Reporting the bug to Valve through HackerOne managed program was a long process, as shown in the timeline available below. The ticket was closed with the release of Counter-Strike 2 and the impacted code is no longer present. In fact, to our knowledge, no patch was released in the meantime, despite multiple follow-ups.


  • 2022.07.11: Initial report sent on HackerOne Valve's bug bounty program.
  • 2022.07.15: [H1] triage acknowledges and requests detailed reproduction steps.
  • 2022.07.21: Reply with detailed reproduction steps.
  • 2022.10.03: Ask for an answer.
  • 2022.10.04: [H1] triage cannot reproduce, asks us to deploy a PoC server.

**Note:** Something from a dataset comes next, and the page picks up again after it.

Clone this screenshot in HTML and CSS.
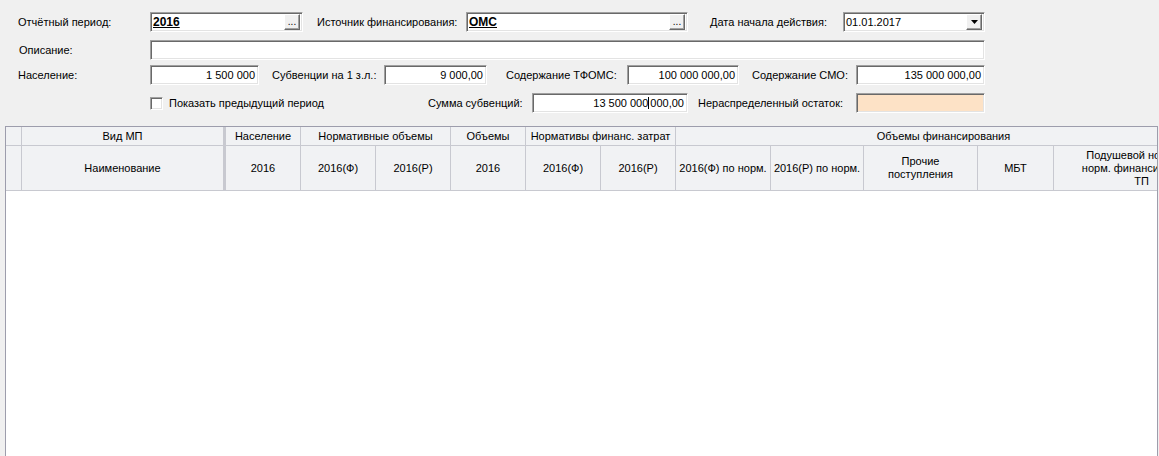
FILE: index.html
```html
<!DOCTYPE html>
<html lang="ru">
<head>
<meta charset="utf-8">
<title>Период</title>
<link rel="stylesheet" href="styles.css">
</head>
<body>
<div class="form">
  <div class="row r1">
    <span class="lbl w132">Отчётный период:</span>
    <div class="field w153"><span class="val bold">2016</span><span class="btn-ell">...</span></div>
    <span class="lbl l-src">Источник финансирования:</span>
    <div class="field w222"><span class="val bold">ОМС</span><span class="btn-ell">...</span></div>
    <span class="lbl l-date">Дата начала действия:</span>
    <div class="field w142"><span class="val">01.01.2017</span><span class="btn-drop"><svg width="7" height="4" viewBox="0 0 7 4"><path d="M0 0h7L3.5 4z" fill="#000"/></svg></span></div>
  </div>
  <div class="row r2">
    <span class="lbl w132 ind1">Описание:</span>
    <div class="field w835"></div>
  </div>
  <div class="row r3">
    <span class="lbl w132">Население:</span>
    <div class="field num w109"><span class="val">1 500 000</span></div>
    <span class="lbl l-sub">Субвенции на 1 з.л.:</span>
    <div class="field num w103"><span class="val">9 000,00</span></div>
    <span class="lbl l-tf">Содержание ТФОМС:</span>
    <div class="field num w112"><span class="val">100 000 000,00</span></div>
    <span class="lbl l-smo">Содержание СМО:</span>
    <div class="field num w129"><span class="val">135 000 000,00</span></div>
  </div>
  <div class="row r4">
    <span class="w132"></span>
    <span class="check"></span>
    <span class="lbl l-chk">Показать предыдущий период</span>
    <span class="lbl l-sum">Сумма субвенций:</span>
    <div class="field num w156"><span class="val">13 500 000<span class="caret"></span>000,00</span></div>
    <span class="lbl l-ost">Нераспределенный остаток:</span>
    <div class="field w129 peach"></div>
  </div>
</div>

<div class="grid">
  <div class="head">
    <div class="c ind r1c"></div>
    <div class="c name r1c">Вид МП</div>
    <div class="sep"></div>
    <div class="c r1c">Население</div>
    <div class="c r1c span2">Нормативные объемы</div>
    <div class="c r1c">Объемы</div>
    <div class="c r1c span2">Нормативы финанс. затрат</div>
    <div class="c r1c span5 grp">Объемы финансирования</div>

    <div class="c ind"></div>
    <div class="c name">Наименование</div>
    <div class="c">2016</div>
    <div class="c">2016(Ф)</div>
    <div class="c">2016(Р)</div>
    <div class="c">2016</div>
    <div class="c">2016(Ф)</div>
    <div class="c">2016(Р)</div>
    <div class="c">2016(Ф) по норм.</div>
    <div class="c">2016(Р) по норм.</div>
    <div class="c">Прочие<br>поступления</div>
    <div class="c">МБТ</div>
    <div class="c">Подушевой норматив<br>норм. финансирования<br>ТП</div>
  </div>
  <div class="body"></div>
</div>
</body>
</html>
```
FILE: styles.css
```css
html, body {
  margin: 0;
  padding: 0;
}
body {
  width: 1159px;
  height: 456px;
  overflow: hidden;
  background: #f0f0f0;
  font-family: "Liberation Sans", Arial, sans-serif;
  font-size: 11px;
  color: #000;
}
.form {
  padding: 12px 0 0 18px;
}
.row {
  display: flex;
  align-items: center;
  height: 20px;
}
.r2 { margin-top: 8px; }
.r3 { margin-top: 5px; }
.r4 { margin-top: 8px; }
.lbl {
  flex-shrink: 0;
  white-space: nowrap;
}
.w132 { width: 132px; flex-shrink: 0; }
.ind1 { padding-left: 1px; box-sizing: border-box; }
.l-src { margin-left: 14px; width: 149px; }
.l-date { width: 155px; text-align: right; padding-right: 16px; box-sizing: border-box; }
.l-sub { margin-left: 13px; width: 112px; }
.l-tf { margin-left: 19px; width: 121px; }
.l-smo { margin-left: 13px; width: 104px; }
.l-chk { margin-left: 6px; width: 259px; }
.l-sum { width: 104px; }
.l-ost { margin-left: 10px; width: 158px; }

.field {
  box-sizing: border-box;
  height: 20px;
  flex-shrink: 0;
  background: #fff;
  border: 1px solid;
  border-color: #a0a0a0 #fff #fff #a0a0a0;
  box-shadow: inset 1px 1px 0 #696969, inset -1px -1px 0 #e3e3e3;
  display: flex;
  align-items: center;
  padding: 0 2px 0 2px;
}
.field.num { justify-content: flex-end; padding-right: 3px; }
.peach { background: #fde2c6; }
.w153 { width: 153px; }
.w222 { width: 222px; }
.w142 { width: 142px; }
.w835 { width: 835px; }
.w109 { width: 109px; }
.w103 { width: 103px; }
.w112 { width: 112px; }
.w129 { width: 129px; }
.w156 { width: 156px; }
.val { white-space: nowrap; }
.bold {
  font-weight: bold;
  font-size: 12px;
  text-decoration: underline;
}
.caret {
  display: inline-block;
  width: 1px;
  height: 12px;
  background: #000;
  vertical-align: -2px;
  margin: 0 1px 0 0;
}
.btn-ell, .btn-drop {
  margin-left: auto;
  box-sizing: border-box;
  width: 16px;
  height: 16px;
  background: #f0f0f0;
  border: 1px solid;
  border-color: #fff #696969 #696969 #fff;
  box-shadow: inset -1px -1px 0 #a0a0a0;
  display: flex;
  align-items: flex-end;
  justify-content: center;
  font-size: 10px;
  line-height: 10px;
  padding-bottom: 2px;
  letter-spacing: 0;
}
.btn-drop {
  align-items: center;
  padding: 0 0 0 0;
}
.check {
  box-sizing: border-box;
  width: 13px;
  height: 13px;
  flex-shrink: 0;
  background: #fff;
  border: 1px solid;
  border-color: #a0a0a0 #fff #fff #a0a0a0;
  box-shadow: inset 1px 1px 0 #696969, inset -1px -1px 0 #e3e3e3;
}

.grid {
  margin: 13px 0 0 5px;
  width: 1153px;
  height: 340px;
  box-sizing: border-box;
  border: 1px solid #9d9dac;
  border-bottom: none;
  background: #fff;
  overflow: hidden;
}
.head {
  display: grid;
  grid-template-columns: 16px 201px 3px 75px 75px 75px 75px 75px 75px 95px 93px 114px 76px 176px;
  grid-template-rows: 19px 45px;
  width: 1224px;
  background: #f1f2f4;
}
.c {
  box-sizing: border-box;
  border-right: 1px solid #c8c9d0;
  border-bottom: 1px solid #c8c9d0;
  display: flex;
  align-items: center;
  justify-content: center;
  text-align: center;
  white-space: nowrap;
  line-height: 13px;
  overflow: hidden;
}
.name { border-right: none; }
.r1c { padding-top: 0; }
.sep {
  grid-row: 1 / span 2;
  grid-column: 3;
  background: #c8c9d0;
}
.span2 { grid-column: span 2; }
.span5 { grid-column: span 5; }
.grp { padding-right: 18px; }
```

  • 2022.10.19: Reply by saying that deploying a server is too much work.
  • 2022.10.25: [H1] triage asks to update to latest CS:GO release.
  • 2022.11.18: Reconfirm bug on latest update & provide a simpler way to locally test the bug.
  • 2022.11.30: [H1] triage validates and submits to Valve remediation team.
  • 2023.01.05: Ask for an update.
  • 2023.01.30: [H1] triage says no update have been received.
  • 2023.02.13: Ask for an update.
  • 2023.02.27: Ask for an update.
  • 2023.03.02: [H1] says Valve is working on this.
  • 2023.04.25: Ask for an update.
  • 2023.04.25: [H1] rewards $750.
  • 2023.07.10: Ask for an update for the fix.
  • 2023.09.19: Ask for an update for the fix.
  • 2023.10.16: Inform about the potential full disclosure of the bug.
  • 2023.10.16: [H1] warns about violation of terms and asks to wait.
  • 2023.10.26: [H1] closes the issue and marks it as resolved.
  • 2024.01.08: Publication of this blog article.